Key findings include:

  • The Class-Based Decline in Marriage. About half (52 percent) of all adults in this country were married in 2008; back in 1960, seven in 10 (72 percent) were. This decline has occurred along class lines. In 2008, there was a 16-percentage-point gap in marriage rates between college graduates (64 percent) and those with a high school diploma or less (48 percent). In 1960, this gap had been just four percentage points (76 percent vs. 72 percent). The survey finds that those with a high school diploma or less are just as likely as those with a college degree to say they want to marry, but they place a higher premium than college graduates (38 percent versus 21 percent) on financial stability as a very important reason to marry.

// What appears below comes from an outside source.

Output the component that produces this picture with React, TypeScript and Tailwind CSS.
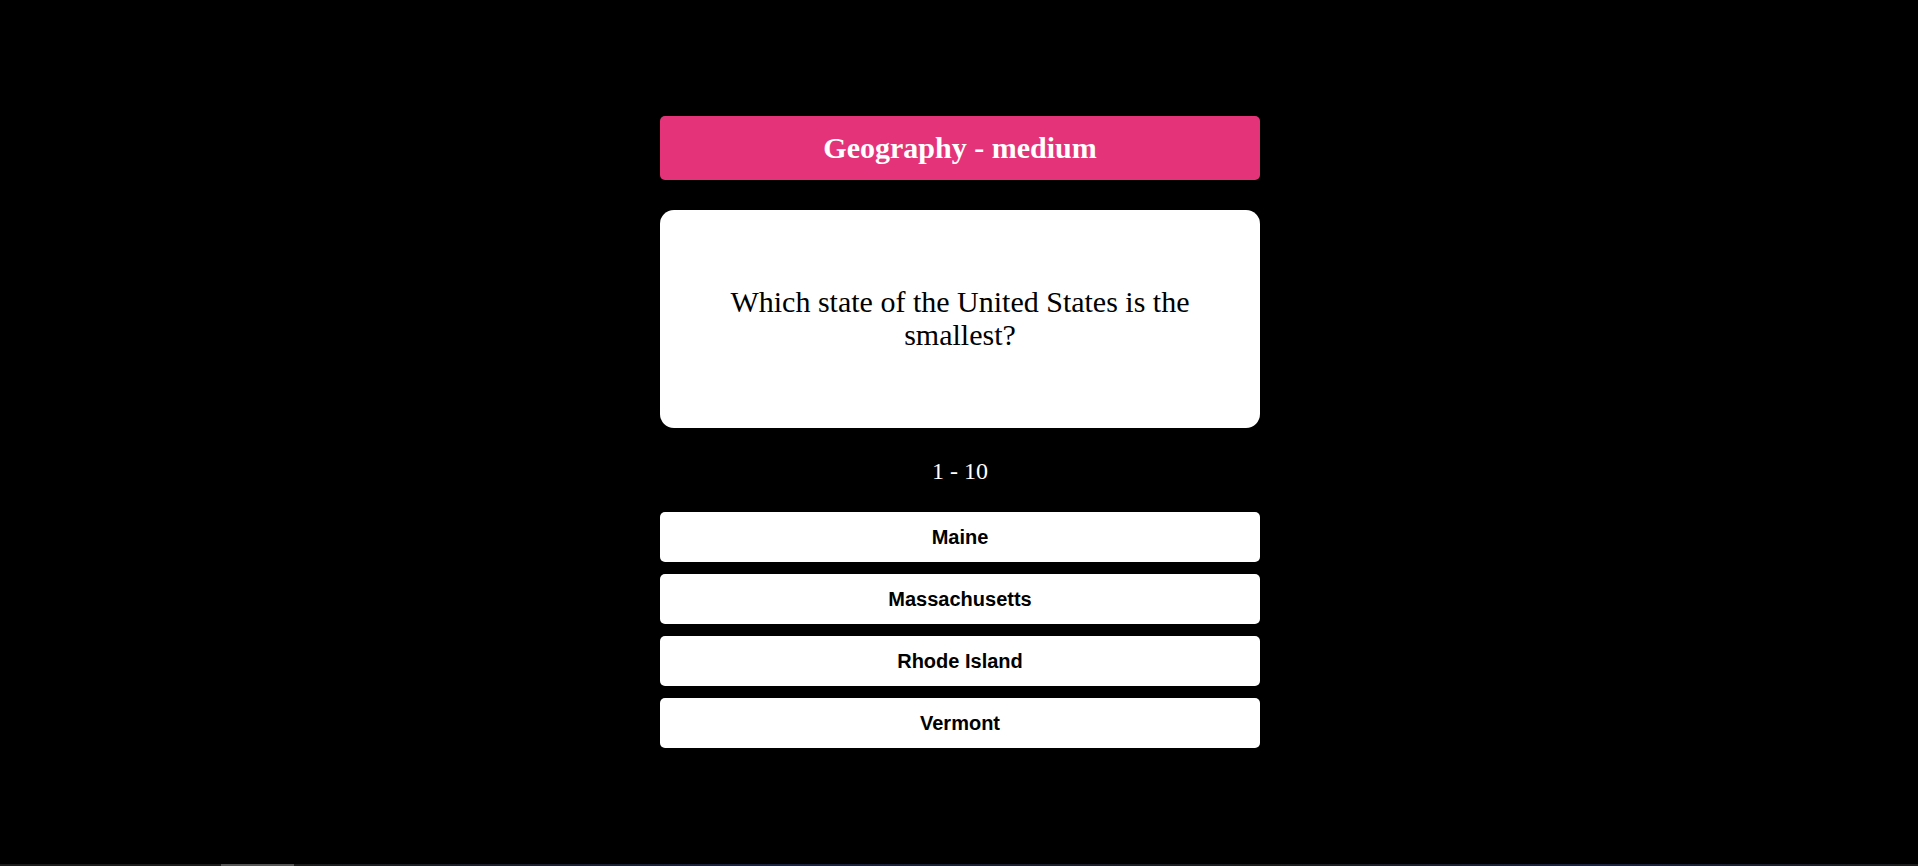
const answers = ['Maine', 'Massachusetts', 'Rhode Island', 'Vermont'];

export default function App() {
  return (
    <div className="flex h-[866px] w-full flex-col bg-black">
      <div className="flex flex-1 justify-center pl-[2px]">
        <div className="w-[600px] pt-[116px]">
          <div className="flex h-[64px] items-center justify-center rounded-[5px] bg-[#e5337a] pb-[2px]">
            <h1 className="font-['Liberation_Serif',serif] text-[30px] font-bold text-white">Geography - medium</h1>
          </div>

          <div className="mt-[30px] flex h-[218px] items-center justify-center rounded-[14px] bg-white px-[60px] pb-[2px]">
            <p className="text-center font-['Liberation_Serif',serif] text-[30px] leading-[33px] text-black">
              Which state of the United States is the smallest?
            </p>
          </div>

          <p className="mt-[29px] text-center font-['Liberation_Serif',serif] text-[24px] leading-[28px] text-white">1 - 10</p>

          <div className="mt-[27px] flex flex-col gap-[12px]">
            {answers.map((a) => (
              <button
                key={a}
                className="h-[50px] w-full rounded-[5px] bg-white font-['Liberation_Sans',Arial,sans-serif] text-[20px] font-bold text-black"
              >
                {a}
              </button>
            ))}
          </div>
        </div>
      </div>
      <div className="flex h-[2px] w-full bg-[#1c1c1c]">
        <div className="w-[221px]" />
        <div className="w-[73px] bg-[#555555]" />
        <div className="flex-1 bg-[linear-gradient(90deg,#1c1c1c,#1a2340_30%,#1c1c1c_60%,#1a2340_80%,#1c1c1c)]" />
      </div>
    </div>
  );
}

  • Is Marriage Becoming Obsolete? Nearly four in 10 survey respondents (39 percent) say that it is; in 1978, when Time magazine posed this question to registered voters, just 28 percent agreed. Those most likely to agree include those who are a part of the phenomenon (62 percent of cohabiting parents) as well as those most likely to be troubled by it (42 percent of self-described conservatives). Despite these growing uncertainties, Americans are more upbeat about the future of marriage and family (67 percent say they are optimistic) than about the future of the country's educational system (50 percent optimistic), its economic system (46 percent optimistic) or its morals and ethics (41 percent optimistic).
  • An Ambivalent Public. The public's response to changing marital norms and family forms reflects a mix of acceptance and unease. On the troubled side of the ledger: Seven in 10 (69 percent) say the trend toward more single women having children is bad for society, and 61 percent say that a child needs both a mother and father to grow up happily. On the more accepting side, only a minority say the trends toward more cohabitation without marriage (43 percent), more unmarried couples raising children (43 percent), more gay couples raising children (43 percent) and more people of different races marrying (14 percent) are bad for society. Relatively few say any of these trends are good for society, but many say they make little difference.

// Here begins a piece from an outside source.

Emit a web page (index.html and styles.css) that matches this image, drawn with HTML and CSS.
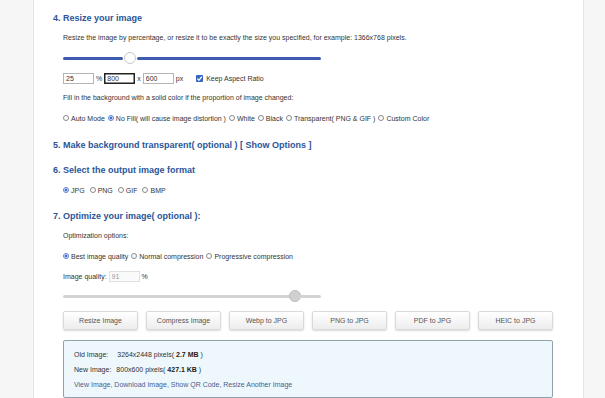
FILE: index.html
```html
<!DOCTYPE html>
<html lang="en">
<head>
	<meta charset="UTF-8">
	<title>Resize your image</title>
	<link rel="stylesheet" href="styles.css">
</head>
<body>
	<div class="card">

		<!-- 4. Resize -->
		<h2 class="step">4. Resize your image</h2>
		<div class="indent">
			<p class="note">Resize the image by percentage, or resize it to be exactly the size you specified, for example: 1366x768 pixels.</p>
			<div class="slider blue">
				<span class="track" style="width: 60px"></span>
				<span class="thumb"></span>
				<span class="track grow"></span>
			</div>
			<div class="sizes">
				<input type="text" class="field" value="25">
				<span class="unit">%</span>
				<input type="text" class="field focus" value="800">
				<span class="unit">x</span>
				<input type="text" class="field" value="600">
				<span class="unit">px</span>
				<label class="keep"><span class="check"><svg viewBox="0 0 8 8" width="7" height="7"><path d="M1.5 4.2 L3.3 6 L6.6 2" fill="none" stroke="#fff" stroke-width="1.4"/></svg></span>Keep Aspect Ratio</label>
			</div>
			<p class="note">Fill in the background with a solid color if the proportion of image changed:</p>
			<div class="options">
				<label><span class="radio"></span>Auto Mode</label>
				<label><span class="radio on"></span>No Fill( will cause image distortion )</label>
				<label><span class="radio"></span>White</label>
				<label><span class="radio"></span>Black</label>
				<label><span class="radio"></span>Transparent( PNG &amp; GIF )</label>
				<label><span class="radio"></span>Custom Color</label>
			</div>
		</div>

		<!-- 5. Transparent -->
		<h2 class="step s5">5. Make background transparent( optional ) <a href="#">[ Show Options ]</a></h2>

		<!-- 6. Format -->
		<h2 class="step s6">6. Select the output image format</h2>
		<div class="indent">
			<div class="options wide">
				<label><span class="radio on"></span>JPG</label>
				<label><span class="radio"></span>PNG</label>
				<label><span class="radio"></span>GIF</label>
				<label><span class="radio"></span>BMP</label>
			</div>
		</div>

		<!-- 7. Optimize -->
		<h2 class="step s7">7. Optimize your image( optional ):</h2>
		<div class="indent">
			<p class="note">Optimization options:</p>
			<div class="options">
				<label><span class="radio on"></span>Best image quality</label>
				<label><span class="radio"></span>Normal compression</label>
				<label><span class="radio"></span>Progressive compression</label>
			</div>
			<div class="sizes">
				<span class="label">Image quality:</span>
				<input type="text" class="field dim" value="91">
				<span class="unit">%</span>
			</div>
			<div class="slider gray">
				<span class="track" style="width: 228px"></span>
				<span class="thumb"></span>
				<span class="track grow"></span>
			</div>

			<div class="buttons">
				<button class="btn">Resize Image</button>
				<button class="btn">Compress Image</button>
				<button class="btn">Webp to JPG</button>
				<button class="btn">PNG to JPG</button>
				<button class="btn">PDF to JPG</button>
				<button class="btn">HEIC to JPG</button>
			</div>

			<div class="result">
				<p><span class="key old">Old Image:</span>3264x2448 pixels( <b>2.7 MB</b> )</p>
				<p><span class="key">New Image:</span>800x600 pixels( <b>427.1 KB</b> )</p>
				<p class="links"><a href="#">View Image</a>, <a href="#">Download Image</a>, <a href="#">Show QR Code</a>, <a href="#">Resize Another Image</a></p>
			</div>
		</div>

	</div>
</body>
</html>
```

FILE: styles.css
```css
        body {
            font-family: "Liberation Sans", Arial, sans-serif;
            font-size: 7px;
            margin: 0;
            padding: 0;
            background-color: #f6f6f6;
            color: #333;
        }
        .card {
            margin-left: 33px;
            width: 551px;
            height: 398px;
            box-sizing: border-box;
            background-color: #fff;
            border: 1px solid #e4e4e4;
            border-top: none;
            border-bottom: none;
            padding: 8px 0 0 19px;
        }
        .step {
            margin: 0;
            font-size: 9px;
            line-height: 20px;
            color: #2a5599;
        }
        .step a {
            color: #2a5599;
            text-decoration: none;
        }
        .s5 { margin-top: 7px; }
        .s6 { margin-top: 5px; }
        .s7 { margin-top: 6px; }
        .indent {
            margin-left: 10px;
        }
        .note {
            margin: 0;
            line-height: 20px;
        }

        /* sliders */
        .slider {
            display: flex;
            align-items: center;
            width: 258px;
            height: 20px;
        }
        .slider .track {
            height: 3px;
            border-radius: 2px;
        }
        .slider .grow {
            flex: 1;
        }
        .slider .thumb {
            width: 12px;
            height: 12px;
            border-radius: 50%;
            box-sizing: border-box;
            margin: 0 1px;
        }
        .blue .track {
            background-color: #3d5cb0;
        }
        .blue .thumb {
            background-color: #fff;
            border: 1px solid #c9c9c9;
        }
        .gray .track {
            background-color: #d3d3d3;
        }
        .gray .thumb {
            background-color: #d0d0d0;
            border: 1px solid #bdbdbd;
            margin: 0 -2px;
        }

        /* inputs */
        .sizes {
            display: flex;
            align-items: center;
            height: 20px;
        }
        .field {
            width: 31px;
            height: 11px;
            box-sizing: border-box;
            padding: 0 2px;
            margin: 0;
            border: 1px solid #b5b5b5;
            font-family: inherit;
            font-size: 7px;
            color: #333;
            outline: none;
        }
        .field.focus {
            border: 1px solid #222;
            box-shadow: inset 0 0 0 0.5px #222;
        }
        .field.dim {
            color: #999;
            border-color: #e0e0e0;
            background-color: #fafafa;
        }
        .unit {
            margin: 0 2px;
        }
        .label {
            margin-right: 2px;
        }
        .keep {
            display: flex;
            align-items: center;
            margin-left: 11px;
        }
        .check {
            display: inline-flex;
            width: 7px;
            height: 7px;
            background-color: #3765c4;
            border-radius: 1px;
            margin-right: 3px;
        }

        /* radios */
        .options {
            display: flex;
            align-items: center;
            height: 20px;
            gap: 3px;
        }
        .options.wide {
            gap: 5px;
        }
        .options label {
            display: flex;
            align-items: center;
        }
        .radio {
            display: inline-block;
            width: 6px;
            height: 6px;
            box-sizing: border-box;
            border: 1px solid #8a8a8a;
            border-radius: 50%;
            margin-right: 2px;
            background-color: #fff;
        }
        .radio.on {
            border-color: #5b7fd0;
            background: radial-gradient(circle, #3e6fd8 45%, #fff 60%);
        }

        /* buttons */
        .buttons {
            display: flex;
            gap: 8px;
            margin-top: 5px;
        }
        .btn {
            width: 75px;
            height: 19px;
            padding: 0;
            font-family: inherit;
            font-size: 7px;
            color: #555;
            background: linear-gradient(#fff, #ededed);
            border: 1px solid #dadada;
            border-radius: 2px;
            box-shadow: 0 1px 2px rgba(0, 0, 0, 0.15);
        }

        /* result */
        .result {
            margin-top: 10px;
            width: 490px;
            height: 58px;
            box-sizing: border-box;
            background-color: #eef7fc;
            border: 1px solid #8fa2ac;
            border-radius: 2px;
            padding: 6px 0 0 10px;
        }
        .result p {
            margin: 0;
            line-height: 15px;
        }
        .result b {
            color: #222;
        }
        .key {
            margin-right: 5px;
        }
        .key.old {
            margin-right: 9px;
        }
        .links a {
            color: #4a5d8f;
            text-decoration: none;
        }
        .links {
            color: #4a5d8f;
        }
```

  • Group Differences. Where people stand on the various changes in marriage and family life depends to some degree on who they are and how they live. The young are more accepting than the old of the emerging arrangements; the secular are more accepting than the religious; liberals are more accepting than conservatives; the unmarried are more accepting than the married; and, in most cases, blacks are more accepting than whites. The net result of all these group differences is a nearly even three-way split among the full public. A third (34 percent) say the growing variety of family arrangements is a good thing; 29 percent say it is a bad thing and 32 percent say it makes little or no difference.

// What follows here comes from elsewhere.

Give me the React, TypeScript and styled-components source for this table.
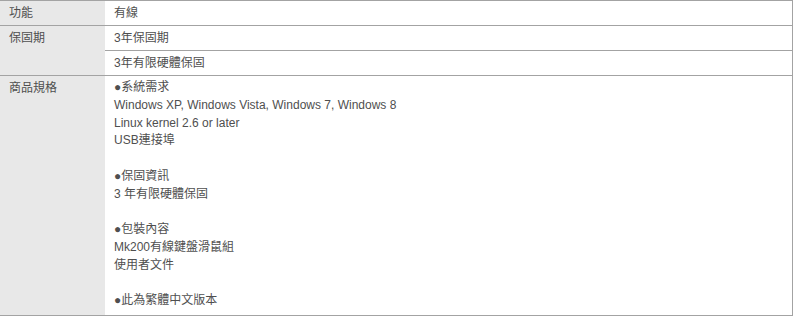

  • The Resilience of Families. The decline of marriage has not knocked family life off its pedestal. Three-quarters of all adults (76 percent) say their family is the most important element of their life; 75 percent say they are "very satisfied" with their family life, and more than eight in 10 say the family they live in now is as close as (45 percent) or closer than (40 percent) the family in which they grew up. However, on all of these questions, married adults give more positive responses than do unmarried adults.
  • The Definition of Family. By emphatic margins, the public does not see marriage as the only path to family formation. Fully 86 percent say a single parent and child constitute a family; nearly as many (80 percent) say an unmarried couple living together with a child is a family; and 63 percent say a gay or lesbian couple raising a child is a family. The presence of children clearly matters in these definitions. If a cohabiting couple has no children, a majority of the public says they are not a family. Marriage matters, too. If a childless couple is married, 88 percent consider them to be a family.
  • The Ties that Bind. In response to a question about whom they would assist with money or caregiving in a time of need, Americans express a greater sense of obligation toward relatives -- including relatives by way of fractured marriages -- than toward best friends. The ranking of relatives aligns in a predictable hierarchy. More survey respondents express an obligation to help out a parent (83 percent would feel very obligated) or grown child (77 percent) than say the same about a stepparent (55 percent) or a step or half sibling (43 percent). But when asked about one's best friend, just 39 percent say they would feel a similar sense of obligation.

  • The survey was conducted from Oct.1-21, 2010, on landlines and cell phones with a nationally representative sample of 2,691 adults 18 and older. The margin of sampling error is plus or minus 2.6 percentage points for the full sample. Interviews were done in English and Spanish by Princeton Survey Research Associates International.